• DESCRIPTION OF THE TASK: Type out the complete listing below word for word, without its pictures.

• GIVEN DATA:
********

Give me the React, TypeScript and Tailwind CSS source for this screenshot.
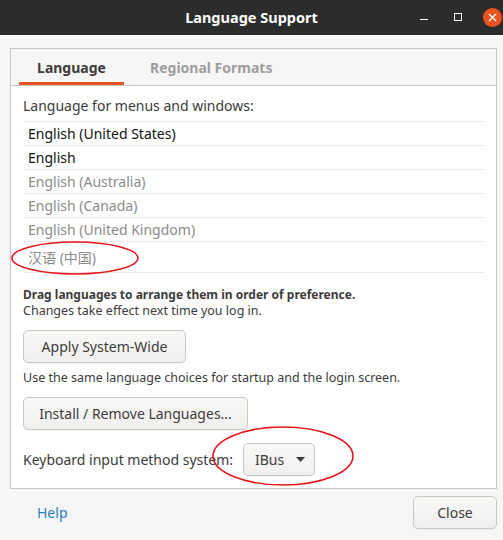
import React from "react";

const rows = [
  { label: "English (United States)", dim: false },
  { label: "English", dim: false },
  { label: "English (Australia)", dim: true },
  { label: "English (Canada)", dim: true },
  { label: "English (United Kingdom)", dim: true },
];

function GtkButton({ children, className = "" }: { children: React.ReactNode; className?: string }) {
  return (
    <div
      className={`h-[33px] flex items-center justify-center rounded-[5px] border border-[#cdc7c2] bg-gradient-to-b from-[#f8f8f7] to-[#f1f0ef] shadow-[0_1px_0_rgba(0,0,0,0.04)] text-[#3c3c3c] ${className}`}
    >
      {children}
    </div>
  );
}

export default function App() {
  return (
    <div
      className="relative w-[503px] h-[540px] overflow-hidden bg-[#f6f6f6] text-[14px] text-[#3c3c3c]"
      style={{ fontFamily: '"Noto Sans", "Noto Sans CJK SC", sans-serif' }}
    >
      {/* Header bar */}
      <div className="relative h-[35px] bg-[#2d2c2c] flex items-center justify-center">
        <span className="text-white font-bold text-[14.5px]">Language Support</span>
        <div className="absolute right-[1px] top-0 h-full flex items-center">
          <div className="w-[8px] h-[1px] bg-white mt-[3px]" />
          <div className="w-[8px] h-[8px] border border-white ml-[26px] mt-[-1px]" />
          <div className="w-[19px] h-[19px] ml-[21px] rounded-full bg-[#e95420] flex items-center justify-center">
            <svg width="9" height="9" viewBox="0 0 9 9">
              <path d="M1 1 L8 8 M8 1 L1 8" stroke="white" strokeWidth="1.4" />
            </svg>
          </div>
        </div>
      </div>

      {/* Notebook */}
      <div className="px-[10px] pt-[13px] pr-[6px]">
        <div className="border border-[#cdc7c2] bg-white">
          <div className="h-[37px] bg-[#f6f6f6] border-b border-[#cdc7c2] flex items-stretch pl-[8px]">
            <div className="w-[105px] flex items-center justify-center font-bold text-[#3c3c3c] border-b-[3px] border-[#e95420] pt-[3px]">
              Language
            </div>
            <div className="flex items-center pl-[26px] font-bold text-[#9e9e9e]">
              Regional Formats
            </div>
          </div>

          <div className="px-[12px] pt-[10px] pb-[12px]">
            <div className="leading-[20px]">Language for menus and windows:</div>
            <div className="mt-[5px] ml-[1px] border-b border-[#ebebeb]">
              {rows.map((r) => (
                <div
                  key={r.label}
                  className={`h-[24px] border-t border-[#ebebeb] flex items-center pl-[4px] ${
                    r.dim ? "text-[#8b8b8b]" : "text-[#111111]"
                  }`}
                >
                  {r.label}
                </div>
              ))}
              <div className="h-[31px] border-t border-[#ebebeb] flex items-center pl-[4px] pt-[1px] text-[#8b8b8b]">
                汉语 (中国)
              </div>
            </div>

            <div className="mt-[14px] font-bold text-[12px] leading-[16px]">
              Drag languages to arrange them in order of preference.
            </div>
            <div className="text-[12.5px] leading-[16px]">Changes take effect next time you log in.</div>

            <GtkButton className="w-[163px] mt-[11px]">Apply System-Wide</GtkButton>

            <div className="mt-[7px] text-[12.5px] leading-[16px]">
              Use the same language choices for startup and the login screen.
            </div>

            <GtkButton className="w-[225px] mt-[11px]">Install / Remove Languages...</GtkButton>

            <div className="mt-[13px] flex items-center gap-[10px]">
              <span>Keyboard input method system:</span>
              <GtkButton className="w-[72px] gap-[12px] pl-[2px]">
                <span>IBus</span>
                <svg width="9" height="5" viewBox="0 0 9 5">
                  <path d="M0 0 H9 L4.5 5 Z" fill="#3c3c3c" />
                </svg>
              </GtkButton>
            </div>
          </div>
        </div>
      </div>

      {/* Footer */}
      <div className="flex items-center justify-between pl-[37px] pr-[6px] pt-[7px]">
        <span className="text-[#2a7fc0]">Help</span>
        <GtkButton className="w-[84px]">Close</GtkButton>
      </div>

      {/* Red annotation ellipses */}
      <svg className="absolute left-0 top-0 pointer-events-none" width="503" height="540">
        <ellipse cx="75" cy="258" rx="63" ry="16" fill="none" stroke="#e8141a" strokeWidth="1.6" />
        <ellipse cx="283" cy="456" rx="70" ry="29" fill="none" stroke="#e8141a" strokeWidth="1.6" />
      </svg>
    </div>
  );
}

********

• RESULT FOR THIS TASK:
Give me the React, TypeScript and Tailwind CSS source for this screenshot.
import React from "react";

const rows = [
  { label: "English (United States)", dim: false },
  { label: "English", dim: false },
  { label: "English (Australia)", dim: true },
  { label: "English (Canada)", dim: true },
  { label: "English (United Kingdom)", dim: true },
];

function GtkButton({ children, className = "" }: { children: React.ReactNode; className?: string }) {
  return (
    <div
      className={`h-[33px] flex items-center justify-center rounded-[5px] border border-[#cdc7c2] bg-gradient-to-b from-[#f8f8f7] to-[#f1f0ef] shadow-[0_1px_0_rgba(0,0,0,0.04)] text-[#3c3c3c] ${className}`}
    >
      {children}
    </div>
  );
}

export default function App() {
  return (
    <div
      className="relative w-[503px] h-[540px] overflow-hidden bg-[#f6f6f6] text-[14px] text-[#3c3c3c]"
      style={{ fontFamily: '"Noto Sans", "Noto Sans CJK SC", sans-serif' }}
    >
      {/* Header bar */}
      <div className="relative h-[35px] bg-[#2d2c2c] flex items-center justify-center">
        <span className="text-white font-bold text-[14.5px]">Language Support</span>
        <div className="absolute right-[1px] top-0 h-full flex items-center">
          <div className="w-[8px] h-[1px] bg-white mt-[3px]" />
          <div className="w-[8px] h-[8px] border border-white ml-[26px] mt-[-1px]" />
          <div className="w-[19px] h-[19px] ml-[21px] rounded-full bg-[#e95420] flex items-center justify-center">
            <svg width="9" height="9" viewBox="0 0 9 9">
              <path d="M1 1 L8 8 M8 1 L1 8" stroke="white" strokeWidth="1.4" />
            </svg>
          </div>
        </div>
      </div>

      {/* Notebook */}
      <div className="px-[10px] pt-[13px] pr-[6px]">
        <div className="border border-[#cdc7c2] bg-white">
          <div className="h-[37px] bg-[#f6f6f6] border-b border-[#cdc7c2] flex items-stretch pl-[8px]">
            <div className="w-[105px] flex items-center justify-center font-bold text-[#3c3c3c] border-b-[3px] border-[#e95420] pt-[3px]">
              Language
            </div>
            <div className="flex items-center pl-[26px] font-bold text-[#9e9e9e]">
              Regional Formats
            </div>
          </div>

          <div className="px-[12px] pt-[10px] pb-[12px]">
            <div className="leading-[20px]">Language for menus and windows:</div>
            <div className="mt-[5px] ml-[1px] border-b border-[#ebebeb]">
              {rows.map((r) => (
                <div
                  key={r.label}
                  className={`h-[24px] border-t border-[#ebebeb] flex items-center pl-[4px] ${
                    r.dim ? "text-[#8b8b8b]" : "text-[#111111]"
                  }`}
                >
                  {r.label}
                </div>
              ))}
              <div className="h-[31px] border-t border-[#ebebeb] flex items-center pl-[4px] pt-[1px] text-[#8b8b8b]">
                汉语 (中国)
              </div>
            </div>

            <div className="mt-[14px] font-bold text-[12px] leading-[16px]">
              Drag languages to arrange them in order of preference.
            </div>
            <div className="text-[12.5px] leading-[16px]">Changes take effect next time you log in.</div>

            <GtkButton className="w-[163px] mt-[11px]">Apply System-Wide</GtkButton>

            <div className="mt-[7px] text-[12.5px] leading-[16px]">
              Use the same language choices for startup and the login screen.
            </div>

            <GtkButton className="w-[225px] mt-[11px]">Install / Remove Languages...</GtkButton>

            <div className="mt-[13px] flex items-center gap-[10px]">
              <span>Keyboard input method system:</span>
              <GtkButton className="w-[72px] gap-[12px] pl-[2px]">
                <span>IBus</span>
                <svg width="9" height="5" viewBox="0 0 9 5">
                  <path d="M0 0 H9 L4.5 5 Z" fill="#3c3c3c" />
                </svg>
              </GtkButton>
            </div>
          </div>
        </div>
      </div>

      {/* Footer */}
      <div className="flex items-center justify-between pl-[37px] pr-[6px] pt-[7px]">
        <span className="text-[#2a7fc0]">Help</span>
        <GtkButton className="w-[84px]">Close</GtkButton>
      </div>

      {/* Red annotation ellipses */}
      <svg className="absolute left-0 top-0 pointer-events-none" width="503" height="540">
        <ellipse cx="75" cy="258" rx="63" ry="16" fill="none" stroke="#e8141a" strokeWidth="1.6" />
        <ellipse cx="283" cy="456" rx="70" ry="29" fill="none" stroke="#e8141a" strokeWidth="1.6" />
      </svg>
    </div>
  );
}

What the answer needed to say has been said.